The judge overseeing the case, Scott McAfee of Fulton County Superior Court, said on March 1 that he would rule on the disqualification question within two weeks.

The stakes are considerable. If Ms. Willis were taken off the case, it would lose an experienced and determined prosecutor who has pursued it for more than three years. Her entire office would also be removed, which would leave the case in limbo during a potentially lengthy effort to find a new prosecutor capable of taking on the large, complex case.

Judge McAfee did not tip his hand during weeks of contentious hearings. But he has kept an even keel throughout, and sought to briskly work through legal disputes and find middle ground.

Developments this week suggested that the judge was continuing to move the broader case along. On Wednesday, he quashed six charges, including one related to a call that Mr. Trump made to pressure Georgia’s secretary of state in early January 2021. But the judge left intact the rest of the racketeering indictment against Mr. Trump and his 14 co-defendants, which initially included 41 counts.

Whatever the outcome of the judge’s ruling, Ms. Willis will not emerge unscathed. She was forced to defend herself in extraordinary testimony on the witness stand, during hearings that reversed the normal roles of prosecutors and defense lawyers and had them accusing each other of lying.

Should the case reach trial, the views of a jury could be colored by the weeks of revelations about the prosecutors’ romance.
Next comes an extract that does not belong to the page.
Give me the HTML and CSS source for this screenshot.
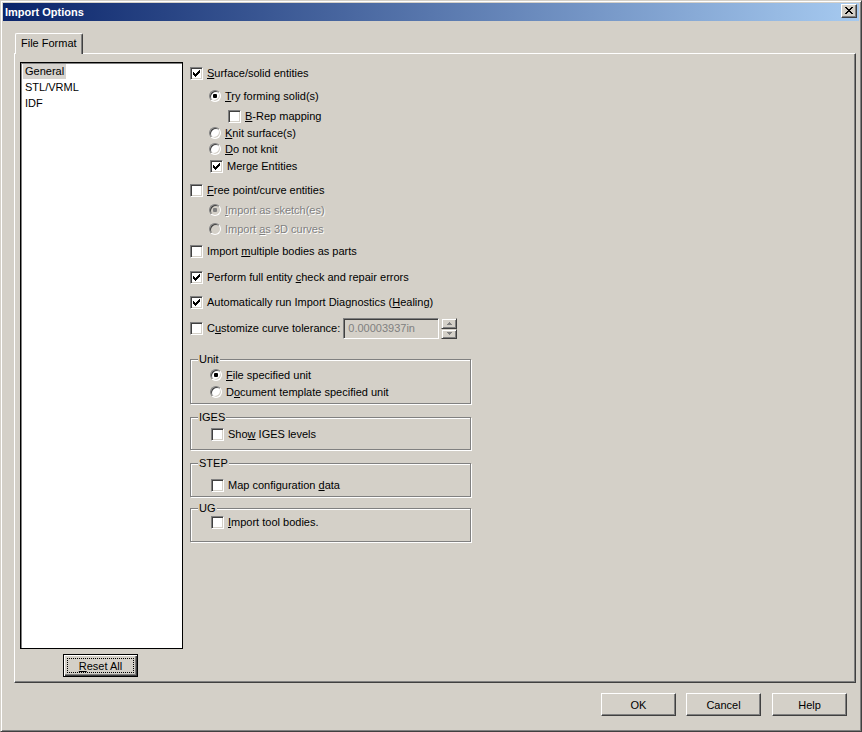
FILE: index.html
```html
<!DOCTYPE html>
<html>
<head>
<meta charset="utf-8">
<title>Import Options</title>
<link rel="stylesheet" href="styles.css">
</head>
<body>
<div class="window">
  <div class="titlebar">
    <span class="title">Import Options</span>
    <span class="close"><svg width="8" height="7" viewBox="0 0 8 7" shape-rendering="crispEdges"><path d="M0 0h2v1H0z M6 0h2v1H6z M1 1h2v1H1z M5 1h2v1H5z M2 2h4v1H2z M3 3h2v1H3z M2 4h4v1H2z M1 5h2v1H1z M5 5h2v1H5z M0 6h2v1H0z M6 6h2v1H6z" fill="#000"/></svg></span>
  </div>
  <div class="client">
    <div class="tabs"><div class="tab">File Format</div></div>
    <div class="pane">
      <div class="sidebar">
        <div class="listbox">
          <div class="item"><span class="sel">General</span></div>
          <div class="item"><span>STL/VRML</span></div>
          <div class="item"><span>IDF</span></div>
        </div>
        <button class="btn default reset"><u>R</u>eset All</button>
      </div>
      <div class="options">
        <div class="row"><span class="cb"><svg width="7" height="7" viewBox="0 0 7 7" shape-rendering="crispEdges"><path d="M0 2h1v3H0z M1 3h1v3H1z M2 4h1v3H2z M3 3h1v3H3z M4 2h1v3H4z M5 1h1v3H5z M6 0h1v3H6z"/></svg></span><span class="lbl"><u>S</u>urface/solid entities</span></div>
        <div class="row ind-r g7"><span class="rb on"></span><span class="lbl"><u>T</u>ry forming solid(s)</span></div>
        <div class="row ind-c2 g4"><span class="cb"></span><span class="lbl"><u>B</u>-Rep mapping</span></div>
        <div class="row ind-r g1"><span class="rb"></span><span class="lbl"><u>K</u>nit surface(s)</span></div>
        <div class="row ind-r"><span class="rb"></span><span class="lbl"><u>D</u>o not knit</span></div>
        <div class="row ind-c g1"><span class="cb"><svg width="7" height="7" viewBox="0 0 7 7" shape-rendering="crispEdges"><path d="M0 2h1v3H0z M1 3h1v3H1z M2 4h1v3H2z M3 3h1v3H3z M4 2h1v3H4z M5 1h1v3H5z M6 0h1v3H6z"/></svg></span><span class="lbl">Merge Entities</span></div>
        <div class="row g8"><span class="cb"></span><span class="lbl"><u>F</u>ree point/curve entities</span></div>
        <div class="row ind-r g4 disabled"><span class="rb on"></span><span class="lbl"><u>I</u>mport as sketch(es)</span></div>
        <div class="row ind-r g3 disabled"><span class="rb"></span><span class="lbl">Import <u>a</u>s 3D curves</span></div>
        <div class="row g6"><span class="cb"></span><span class="lbl">Import <u>m</u>ultiple bodies as parts</span></div>
        <div class="row g10"><span class="cb"><svg width="7" height="7" viewBox="0 0 7 7" shape-rendering="crispEdges"><path d="M0 2h1v3H0z M1 3h1v3H1z M2 4h1v3H2z M3 3h1v3H3z M4 2h1v3H4z M5 1h1v3H5z M6 0h1v3H6z"/></svg></span><span class="lbl">Perform full entity <u>c</u>heck and repair errors</span></div>
        <div class="row g9"><span class="cb"><svg width="7" height="7" viewBox="0 0 7 7" shape-rendering="crispEdges"><path d="M0 2h1v3H0z M1 3h1v3H1z M2 4h1v3H2z M3 3h1v3H3z M4 2h1v3H4z M5 1h1v3H5z M6 0h1v3H6z"/></svg></span><span class="lbl">Automatically run Import Diagnostics (<u>H</u>ealing)</span></div>
        <div class="row tall g8"><span class="cb"></span><span class="lbl">C<u>u</u>stomize curve tolerance:</span>
          <span class="edit">0.00003937in</span>
          <span class="spin">
            <span class="spinbtn"><svg width="5" height="3" viewBox="0 0 5 3" shape-rendering="crispEdges"><path d="M2 0h1v1H2z M1 1h3v1H1z M0 2h5v1H0z" fill="#808080"/></svg></span>
            <span class="spinbtn"><svg width="5" height="3" viewBox="0 0 5 3" shape-rendering="crispEdges"><path d="M0 0h5v1H0z M1 1h3v1H1z M2 2h1v1H2z" fill="#808080"/></svg></span>
          </span>
        </div>

        <div class="group unit">
          <div class="legend">Unit</div>
          <div class="row gi-r g1"><span class="rb on"></span><span class="lbl"><u>F</u>ile specified unit</span></div>
          <div class="row gi-r g1"><span class="rb"></span><span class="lbl">D<u>o</u>cument template specified unit</span></div>
        </div>
        <div class="group iges">
          <div class="legend">IGES</div>
          <div class="row gi-c g2"><span class="cb"></span><span class="lbl">Sho<u>w</u> IGES levels</span></div>
        </div>
        <div class="group step">
          <div class="legend">STEP</div>
          <div class="row gi-c g7"><span class="cb"></span><span class="lbl">Map configuration <u>d</u>ata</span></div>
        </div>
        <div class="group ug">
          <div class="legend">UG</div>
          <div class="row gi-c gm1"><span class="cb"></span><span class="lbl"><u>I</u>mport tool bodies.</span></div>
        </div>
      </div>
    </div>
    <div class="footer">
      <button class="btn">OK</button>
      <button class="btn">Cancel</button>
      <button class="btn help">Help</button>
    </div>
  </div>
</div>
</body>
</html>
```

FILE: styles.css
```css
html, body {
  margin: 0;
  padding: 0;
  background: #d4d0c8;
}
body {
  font-family: "Liberation Sans", Arial, sans-serif;
  font-size: 11px;
  color: #000;
  overflow: hidden;
}
.window {
  width: 862px;
  height: 732px;
  box-sizing: border-box;
  border: 1px solid;
  border-color: #d4d0c8 #404040 #404040 #d4d0c8;
  box-shadow: inset 1px 1px 0 #fff, inset -1px -1px 0 #808080;
  padding: 2px;
  display: flex;
  flex-direction: column;
  background: #d4d0c8;
}
.titlebar {
  height: 18px;
  flex: none;
  display: flex;
  align-items: flex-start;
  justify-content: space-between;
  background: linear-gradient(to right, #0a246a, #a6caf0);
  color: #fff;
  font-weight: bold;
  padding: 0 2px;
}
.title {
  line-height: 18px;
  font-size: 11px;
}
.close {
  box-sizing: border-box;
  width: 16px;
  height: 14px;
  margin-top: 1px;
  background: #d4d0c8;
  border: 1px solid;
  border-color: #fff #404040 #404040 #fff;
  box-shadow: inset -1px -1px 0 #808080;
  display: flex;
  align-items: center;
  justify-content: center;
}
.close svg { margin-left: -1px; margin-top: -1px; }
.client {
  flex: 1;
  display: flex;
  flex-direction: column;
  padding: 12px 3px 0 11px;
}
.tabs {
  display: flex;
  padding-left: 1px;
  margin-bottom: -1px;
  position: relative;
  z-index: 1;
}
.tab {
  box-sizing: border-box;
  height: 21px;
  padding: 0 5px;
  line-height: 19px;
  border: 1px solid;
  border-bottom: none;
  border-color: #fff #404040 #404040 #fff;
  box-shadow: inset -1px 0 0 #808080;
  border-radius: 2px 2px 0 0;
  background: #d4d0c8;
}
.pane {
  box-sizing: border-box;
  height: 630px;
  flex: none;
  border: 1px solid;
  border-color: #fff #404040 #404040 #fff;
  box-shadow: inset -1px -1px 0 #808080;
  display: flex;
  align-items: flex-start;
  padding: 8px 0 0 5px;
}
.sidebar {
  width: 163px;
  flex: none;
  display: flex;
  flex-direction: column;
}
.listbox {
  box-sizing: border-box;
  width: 163px;
  height: 587px;
  background: #fff;
  border: 1px solid #000;
  box-shadow: inset 1px 1px 0 #808080;
  padding-top: 1px;
}
.item {
  height: 16px;
  line-height: 15px;
}
.item span {
  display: inline-block;
  padding: 0 2px;
  margin-left: 2px;
}
.item .sel {
  background: #d6d3ce;
}
.btn {
  box-sizing: border-box;
  width: 75px;
  height: 23px;
  background: #d4d0c8;
  border: 1px solid;
  border-color: #fff #404040 #404040 #fff;
  box-shadow: inset -1px -1px 0 #808080;
  font-family: inherit;
  font-size: 11px;
  color: #000;
  padding: 0;
  margin: 0;
}
.btn.default {
  border-color: #000;
  box-shadow: inset 1px 1px 0 #fff, inset -1px -1px 0 #404040, inset -2px -2px 0 #808080;
  outline: 1px dotted #000;
  outline-offset: -5px;
}
.reset {
  margin-top: 5px;
  margin-left: 43px;
}
.options {
  margin-left: 7px;
  padding-top: 3px;
  display: flex;
  flex-direction: column;
  align-items: flex-start;
}
.row {
  display: flex;
  align-items: center;
  height: 16px;
  white-space: nowrap;
  line-height: 13px;
}
.row.tall { height: 21px; }
.lbl { margin-left: 4px; }
.disabled .lbl {
  color: #808080;
  text-shadow: 1px 1px 0 #fff;
}
.ind-r { padding-left: 19px; }
.ind-c { padding-left: 20px; }
.ind-c2 { padding-left: 38px; }
.gi-r { padding-left: 19px; }
.gi-c { padding-left: 20px; }
.g1 { margin-top: 1px; }
.g2 { margin-top: 2px; }
.g3 { margin-top: 3px; }
.g4 { margin-top: 4px; }
.g6 { margin-top: 6px; }
.g7 { margin-top: 7px; }
.g8 { margin-top: 8px; }
.g9 { margin-top: 9px; }
.g10 { margin-top: 10px; }
.gm1 { margin-top: -1px; }
.cb {
  box-sizing: border-box;
  width: 13px;
  height: 13px;
  flex: none;
  border: 1px solid;
  border-color: #808080 #fff #fff #808080;
  box-shadow: inset 1px 1px 0 #404040, inset -1px -1px 0 #d4d0c8;
  background: #fff;
  display: flex;
  align-items: center;
  justify-content: center;
}
.cb svg { fill: #000; }
.rb {
  box-sizing: border-box;
  width: 12px;
  height: 12px;
  flex: none;
  border-radius: 50%;
  border: 1px solid;
  border-color: #808080 #fff #fff #808080;
  box-shadow: inset 1px 1px 0 #404040, inset -1px -1px 0 #d4d0c8;
  background: #fff;
  position: relative;
}
.rb.on::after {
  content: "";
  position: absolute;
  left: 3px;
  top: 3px;
  width: 4px;
  height: 4px;
  border-radius: 1px;
  background: #000;
}
.disabled .rb { background: #d4d0c8; }
.disabled .rb.on::after { background: #808080; }
.edit {
  box-sizing: border-box;
  width: 96px;
  height: 21px;
  margin-left: 3px;
  border: 1px solid;
  border-color: #808080 #fff #fff #808080;
  box-shadow: inset 1px 1px 0 #404040, inset -1px -1px 0 #d4d0c8;
  background: #d4d0c8;
  color: #808080;
  line-height: 19px;
  padding-left: 4px;
}
.spin {
  width: 16px;
  height: 21px;
  margin-left: 2px;
  display: flex;
  flex-direction: column;
}
.spinbtn {
  box-sizing: border-box;
  flex: 1;
  border: 1px solid;
  border-color: #d4d0c8 #404040 #404040 #d4d0c8;
  box-shadow: inset 1px 1px 0 #fff, inset -1px -1px 0 #808080;
  background: #d4d0c8;
  display: flex;
  align-items: center;
  justify-content: center;
}
.group {
  box-sizing: border-box;
  width: 281px;
  border: 1px solid #808080;
  box-shadow: 1px 1px 0 #fff, inset 1px 1px 0 #fff;
  display: flex;
  flex-direction: column;
  align-items: flex-start;
}
.legend {
  margin: -8px 0 0 7px;
  padding: 0 1px;
  line-height: 14px;
  height: 14px;
  background: #d4d0c8;
}
.unit { margin-top: 20px; padding-bottom: 3px; }
.iges { margin-top: 13px; padding-bottom: 7px; }
.step { margin-top: 13px; padding-bottom: 3px; }
.ug { margin-top: 11px; padding-bottom: 11px; }
.footer {
  display: flex;
  justify-content: flex-end;
  gap: 10px;
  padding: 10px 9px 0 0;
}
.help { margin-left: 1px; }
```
And the Republican-led Georgia legislature is already taking steps to review what took place.

But the immediate future of the case will not be clear until the judge rules on the disqualification matter.

“There are several legal issues to sort through, several factual determinations that I have to make,” Judge McAfee said at a hearing on March 1, laying out his timetable for reaching a decision. “Those aren’t ones I can make at this moment, and so I will be taking the time to make sure that I give this case the full consideration it’s due.”